Permanent Accounts Definition
Permanent accounts are continuous in nature and their balances roll forward to subsequent accounting periods. When a trial balance is created, the permanent accounts are not closed out to the income summary or retained earnings account. Instead, they are used to create the line items displayed on the balance sheet. While permanent account values fluctuate over time, the accounts remain permanent.
Examples of Permanent Accounts
One only as to look to the balance sheet to find examples of permanent accounts. Asset and liability accounts are permanent and are used to display the financial position of a company at a point in time.

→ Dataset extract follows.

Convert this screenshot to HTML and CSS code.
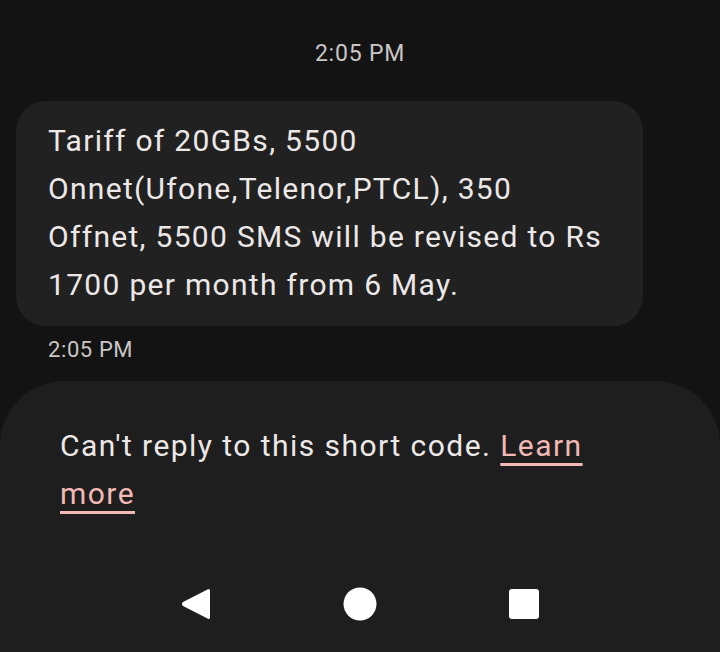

Permanent accounts include:
- Cash & Cash Equivalents
- Property, Plant & Equipment
- Accounts Receivable
- Accounts Payable
- Notes Receivable
Permanent Accounts & Closing
To generate financial statements, the bookkeeping process must be completed throughout the month, quarter or year, depending on the reporting period. Closing requires the creation of a trial balance, which forms the basis for the financials. Closing entries involves adjusting the trial balance and moving the temporary account balances to the income summary and retained earnings accounts. Permanent accounts are not closed out. Rather, their balances are displayed in the financial statements.
Permanent vs Temporary Accounts
The main differences between permanent and temporary accounts can be illustrated looking at the closing process and specific financial statements. Temporary accounts are closed out to create the income statement and statement of cash flows. These financial statements show activity over a period of time. Permanent accounts, however, are not closed out and are used to create the balance sheet, which shows balances at a single point in time.
Permanent accounts play an integral role in the preparation and display of financial statements with an emphasis on the balance sheet. Temporary accounts are closed out every reporting period, and net income or loss is moved to retained earnings. Permanent accounts serve to illustrate financial position.